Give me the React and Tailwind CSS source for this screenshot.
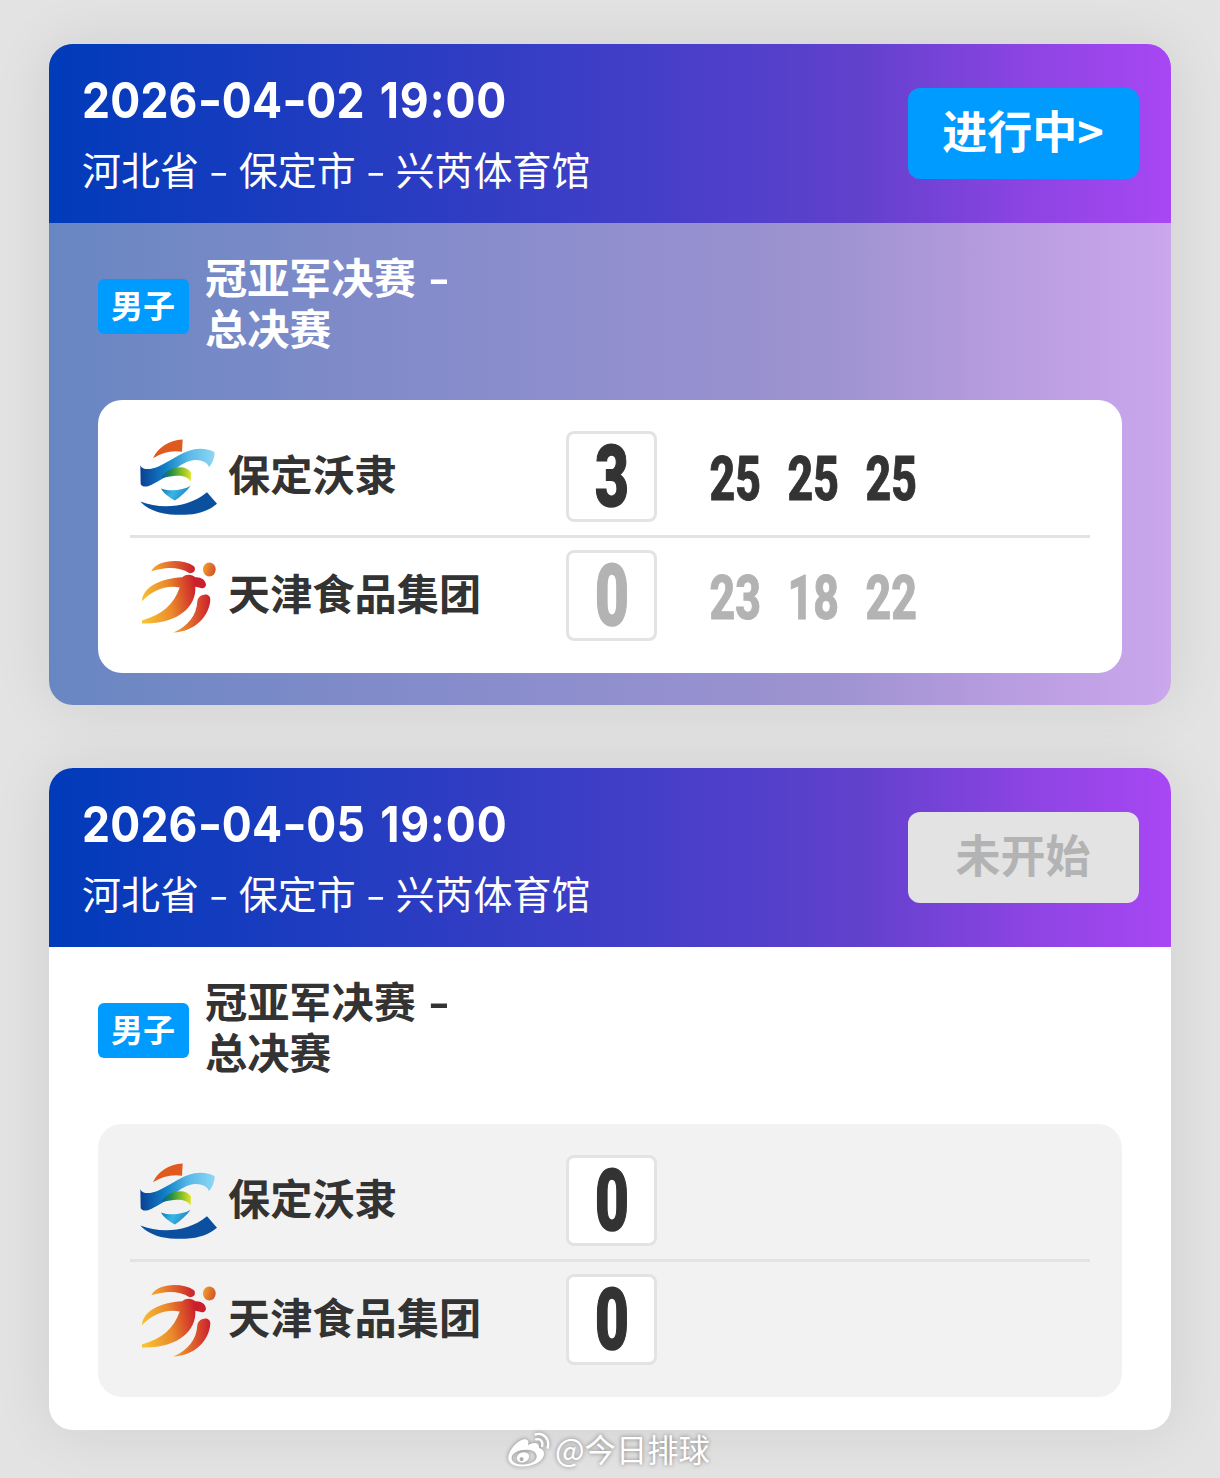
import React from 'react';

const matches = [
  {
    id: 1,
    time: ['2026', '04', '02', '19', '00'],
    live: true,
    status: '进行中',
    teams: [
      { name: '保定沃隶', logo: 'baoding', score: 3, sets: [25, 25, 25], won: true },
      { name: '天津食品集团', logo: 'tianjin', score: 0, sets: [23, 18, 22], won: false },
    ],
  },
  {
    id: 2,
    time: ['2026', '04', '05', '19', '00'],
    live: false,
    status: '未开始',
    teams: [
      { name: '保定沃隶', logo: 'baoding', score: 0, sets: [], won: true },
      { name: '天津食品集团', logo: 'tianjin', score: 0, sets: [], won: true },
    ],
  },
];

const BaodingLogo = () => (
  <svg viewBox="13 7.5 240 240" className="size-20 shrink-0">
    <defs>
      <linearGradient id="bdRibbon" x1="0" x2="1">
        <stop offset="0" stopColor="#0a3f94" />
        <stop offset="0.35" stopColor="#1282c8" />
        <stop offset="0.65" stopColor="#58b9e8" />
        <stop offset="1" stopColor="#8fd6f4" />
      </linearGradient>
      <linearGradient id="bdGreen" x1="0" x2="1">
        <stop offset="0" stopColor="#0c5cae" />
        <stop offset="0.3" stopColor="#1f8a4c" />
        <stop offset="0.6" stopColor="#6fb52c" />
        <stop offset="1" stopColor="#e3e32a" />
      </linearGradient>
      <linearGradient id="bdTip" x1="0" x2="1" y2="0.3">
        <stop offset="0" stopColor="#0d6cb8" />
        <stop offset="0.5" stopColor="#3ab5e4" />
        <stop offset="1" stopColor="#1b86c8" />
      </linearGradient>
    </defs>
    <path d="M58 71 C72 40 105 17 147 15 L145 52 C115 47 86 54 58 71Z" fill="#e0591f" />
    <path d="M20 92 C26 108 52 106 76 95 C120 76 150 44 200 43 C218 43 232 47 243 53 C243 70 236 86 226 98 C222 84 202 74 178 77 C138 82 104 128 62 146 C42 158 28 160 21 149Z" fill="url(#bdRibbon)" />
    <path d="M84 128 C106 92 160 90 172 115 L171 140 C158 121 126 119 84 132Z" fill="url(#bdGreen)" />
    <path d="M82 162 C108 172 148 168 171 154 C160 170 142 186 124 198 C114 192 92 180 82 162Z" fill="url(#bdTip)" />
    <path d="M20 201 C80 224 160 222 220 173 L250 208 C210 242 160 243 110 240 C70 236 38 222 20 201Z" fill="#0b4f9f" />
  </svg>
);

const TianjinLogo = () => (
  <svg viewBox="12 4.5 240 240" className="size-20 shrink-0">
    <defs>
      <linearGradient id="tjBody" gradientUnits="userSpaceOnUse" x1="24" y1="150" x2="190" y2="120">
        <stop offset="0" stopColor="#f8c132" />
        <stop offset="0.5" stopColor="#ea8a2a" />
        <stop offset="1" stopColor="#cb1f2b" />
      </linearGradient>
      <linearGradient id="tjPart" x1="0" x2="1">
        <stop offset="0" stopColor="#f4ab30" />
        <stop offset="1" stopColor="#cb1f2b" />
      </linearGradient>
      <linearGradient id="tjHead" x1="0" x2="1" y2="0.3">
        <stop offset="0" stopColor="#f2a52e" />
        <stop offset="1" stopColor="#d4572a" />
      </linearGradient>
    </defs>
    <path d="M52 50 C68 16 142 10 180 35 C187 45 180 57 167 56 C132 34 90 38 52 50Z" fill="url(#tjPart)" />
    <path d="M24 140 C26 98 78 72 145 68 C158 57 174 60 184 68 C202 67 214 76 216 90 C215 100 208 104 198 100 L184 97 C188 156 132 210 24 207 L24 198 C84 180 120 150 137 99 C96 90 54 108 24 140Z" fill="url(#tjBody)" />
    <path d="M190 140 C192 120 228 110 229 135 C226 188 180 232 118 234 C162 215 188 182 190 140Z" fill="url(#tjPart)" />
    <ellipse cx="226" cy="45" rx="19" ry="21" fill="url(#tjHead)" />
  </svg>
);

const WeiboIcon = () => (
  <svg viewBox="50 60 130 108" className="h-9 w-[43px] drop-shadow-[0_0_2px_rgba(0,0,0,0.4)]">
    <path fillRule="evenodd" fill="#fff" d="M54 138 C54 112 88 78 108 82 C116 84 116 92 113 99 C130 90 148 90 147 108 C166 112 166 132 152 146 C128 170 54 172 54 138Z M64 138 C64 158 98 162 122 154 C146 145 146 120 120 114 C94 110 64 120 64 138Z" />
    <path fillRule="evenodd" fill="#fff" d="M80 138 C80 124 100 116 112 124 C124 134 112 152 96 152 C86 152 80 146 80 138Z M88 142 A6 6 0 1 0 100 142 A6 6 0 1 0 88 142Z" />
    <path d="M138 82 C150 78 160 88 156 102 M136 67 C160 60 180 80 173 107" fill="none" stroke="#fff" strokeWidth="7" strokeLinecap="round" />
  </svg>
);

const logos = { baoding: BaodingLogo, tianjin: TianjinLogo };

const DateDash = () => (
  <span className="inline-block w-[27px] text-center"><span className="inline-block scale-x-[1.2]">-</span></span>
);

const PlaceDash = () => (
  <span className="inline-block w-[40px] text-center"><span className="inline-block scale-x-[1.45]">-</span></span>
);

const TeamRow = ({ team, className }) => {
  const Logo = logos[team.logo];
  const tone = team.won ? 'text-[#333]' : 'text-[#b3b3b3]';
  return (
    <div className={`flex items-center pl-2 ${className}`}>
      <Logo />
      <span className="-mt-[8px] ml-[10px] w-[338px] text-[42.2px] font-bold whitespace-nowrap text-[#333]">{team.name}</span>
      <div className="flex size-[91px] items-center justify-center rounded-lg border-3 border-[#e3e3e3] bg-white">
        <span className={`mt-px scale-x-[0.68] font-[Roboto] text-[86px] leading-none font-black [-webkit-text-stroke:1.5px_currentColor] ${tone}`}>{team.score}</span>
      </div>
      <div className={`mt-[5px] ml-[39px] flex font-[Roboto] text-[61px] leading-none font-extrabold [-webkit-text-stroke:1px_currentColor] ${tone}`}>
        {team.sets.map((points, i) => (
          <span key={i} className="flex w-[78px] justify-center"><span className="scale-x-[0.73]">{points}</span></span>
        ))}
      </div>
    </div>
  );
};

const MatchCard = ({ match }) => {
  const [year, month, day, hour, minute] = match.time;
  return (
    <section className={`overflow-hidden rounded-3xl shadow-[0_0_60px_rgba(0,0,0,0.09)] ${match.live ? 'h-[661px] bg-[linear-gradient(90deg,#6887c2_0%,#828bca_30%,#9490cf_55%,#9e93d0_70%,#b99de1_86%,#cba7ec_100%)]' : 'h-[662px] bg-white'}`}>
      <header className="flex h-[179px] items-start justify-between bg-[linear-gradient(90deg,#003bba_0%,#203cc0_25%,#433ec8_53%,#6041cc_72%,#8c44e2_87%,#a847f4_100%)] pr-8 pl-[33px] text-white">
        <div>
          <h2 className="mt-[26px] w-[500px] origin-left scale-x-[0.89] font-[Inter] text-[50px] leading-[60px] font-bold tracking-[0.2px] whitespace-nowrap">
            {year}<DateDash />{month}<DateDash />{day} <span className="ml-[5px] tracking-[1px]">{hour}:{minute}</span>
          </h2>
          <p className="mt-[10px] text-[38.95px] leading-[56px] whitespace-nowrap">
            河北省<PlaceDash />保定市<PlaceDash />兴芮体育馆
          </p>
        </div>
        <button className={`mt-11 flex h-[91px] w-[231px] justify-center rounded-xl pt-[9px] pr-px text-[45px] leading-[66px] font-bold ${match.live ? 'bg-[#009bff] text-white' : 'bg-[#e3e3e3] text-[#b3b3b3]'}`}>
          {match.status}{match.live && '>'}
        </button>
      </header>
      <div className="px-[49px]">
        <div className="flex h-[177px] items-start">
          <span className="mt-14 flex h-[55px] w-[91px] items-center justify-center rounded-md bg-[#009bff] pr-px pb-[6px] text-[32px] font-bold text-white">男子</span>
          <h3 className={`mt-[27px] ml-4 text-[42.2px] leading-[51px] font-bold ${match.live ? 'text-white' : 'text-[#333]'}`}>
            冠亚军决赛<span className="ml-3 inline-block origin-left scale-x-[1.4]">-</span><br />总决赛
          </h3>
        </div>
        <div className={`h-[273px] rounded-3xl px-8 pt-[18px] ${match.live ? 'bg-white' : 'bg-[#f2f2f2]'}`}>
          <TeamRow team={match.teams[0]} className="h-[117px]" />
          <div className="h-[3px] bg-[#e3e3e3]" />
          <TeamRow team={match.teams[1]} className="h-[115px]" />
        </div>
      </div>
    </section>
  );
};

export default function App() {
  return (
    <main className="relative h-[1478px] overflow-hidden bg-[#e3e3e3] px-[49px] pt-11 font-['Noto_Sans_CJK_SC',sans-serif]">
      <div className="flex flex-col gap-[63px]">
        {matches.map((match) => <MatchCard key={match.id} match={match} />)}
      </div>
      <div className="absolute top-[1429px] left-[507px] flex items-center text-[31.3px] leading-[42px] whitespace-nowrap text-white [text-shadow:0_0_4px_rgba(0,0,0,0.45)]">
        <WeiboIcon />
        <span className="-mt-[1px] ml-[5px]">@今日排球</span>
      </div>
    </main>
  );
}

++++++++++++++++++++

What is expected
Using the listing above, show each line holding the string "React".

Task answer
Give me the React and Tailwind CSS source for this screenshot.
import React from 'react';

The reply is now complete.